Belli (Franco Nero) is a corrupt senior police officer in Rome who is drawn into a web of blackmail, extortion, infidelity, and murder when he takes on investigating a rich man’s son who has begun associating with people of low character. As is typical of the giallo genre this movie is lurid and darker than the American genre of film noir with few if any admirable or moral characters. Everyone has a secret, and everyone is willing to do terrible things to keep their secrets concealed.

We, my sweetie-wife and I, prefer whenever possible, to watch these films with the original Italian language track but Tubi, being an ad-supported service, caters to the lowest common denominator and nearly always only has the English language dub for their foreign films, particularly with the older ones.

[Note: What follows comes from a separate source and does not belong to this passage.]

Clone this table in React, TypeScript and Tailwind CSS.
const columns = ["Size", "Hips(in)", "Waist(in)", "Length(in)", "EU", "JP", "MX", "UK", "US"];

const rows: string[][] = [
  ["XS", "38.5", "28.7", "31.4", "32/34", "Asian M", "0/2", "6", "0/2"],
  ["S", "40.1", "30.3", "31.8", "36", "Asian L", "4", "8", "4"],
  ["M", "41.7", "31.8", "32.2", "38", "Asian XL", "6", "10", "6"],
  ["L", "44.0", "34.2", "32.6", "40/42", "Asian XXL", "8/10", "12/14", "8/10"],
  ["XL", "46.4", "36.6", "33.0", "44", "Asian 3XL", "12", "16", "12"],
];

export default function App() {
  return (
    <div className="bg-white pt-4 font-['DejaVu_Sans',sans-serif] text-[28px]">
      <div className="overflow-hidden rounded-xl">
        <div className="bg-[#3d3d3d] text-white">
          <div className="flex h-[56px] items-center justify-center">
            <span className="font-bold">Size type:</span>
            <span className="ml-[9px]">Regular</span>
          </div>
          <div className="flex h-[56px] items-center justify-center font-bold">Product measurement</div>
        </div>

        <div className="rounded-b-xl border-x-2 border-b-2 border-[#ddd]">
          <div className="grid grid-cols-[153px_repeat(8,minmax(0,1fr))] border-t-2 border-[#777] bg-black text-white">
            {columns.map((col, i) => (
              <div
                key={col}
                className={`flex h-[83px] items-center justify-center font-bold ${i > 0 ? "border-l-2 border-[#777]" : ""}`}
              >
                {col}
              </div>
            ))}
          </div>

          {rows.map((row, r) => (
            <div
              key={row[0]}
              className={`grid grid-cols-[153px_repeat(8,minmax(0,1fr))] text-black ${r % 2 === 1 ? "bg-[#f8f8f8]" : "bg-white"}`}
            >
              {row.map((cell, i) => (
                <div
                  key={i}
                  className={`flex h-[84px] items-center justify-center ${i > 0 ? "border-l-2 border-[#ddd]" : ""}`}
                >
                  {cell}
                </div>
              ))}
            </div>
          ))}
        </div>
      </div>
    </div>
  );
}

Still, Ring of Death Detective Belli boasted a dubbed track where most of the actors provided their own English language dialog and as such was far superior to the vast majority of dubbed versions.

That is until the particular failings of this apparently hastily assembled version made themselves plain.

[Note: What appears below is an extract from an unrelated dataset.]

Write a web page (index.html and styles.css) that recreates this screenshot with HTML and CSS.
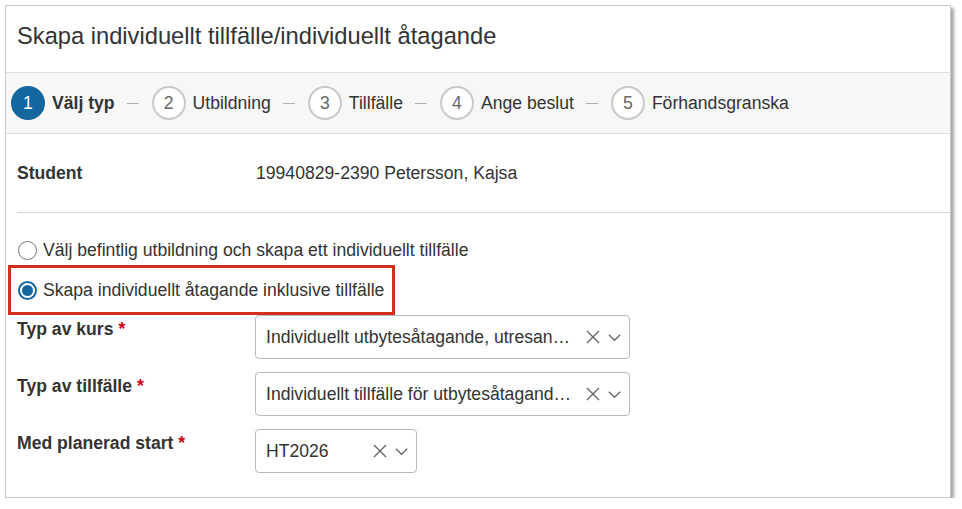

Random scenes, for no discernable reason, suddenly presented themselves with the Italian language soundtrack but without any accompanying subtitling. These instances where we were subjected to Italian never lasted more than scene or two, and never as long of a reel, before just as randomly switching back to the English dub.

For the most part this was tolerable, the context of the scenes usually provided enough that we could guess as to what transpired but this all fell apart with the final, and most ironic, sequence for this fault to reveal itself. As with most mysteries and thrillers there comes to scene where the detective, having finally worked out all the twists and turns of the plot, lays it all out for the other characters and the audience in a lengthy spot of exposition and Ring of Death/Detective Belli was no different in this respect, just for us, it was presented in Italian without subtitles. While the solution was plain, in this case Belli was explaining to the culprit just how he worked it all out, all of the nuances were lost in a language neither of us spoke. I could recognize names of characters as they flew by the explanation but nothing more than that.

My sweetie-wife searched the county and city libraries for the film on disc so we might check it out but that proved fruitless.

Sometimes with the free streaming services you get exactly what you pay for.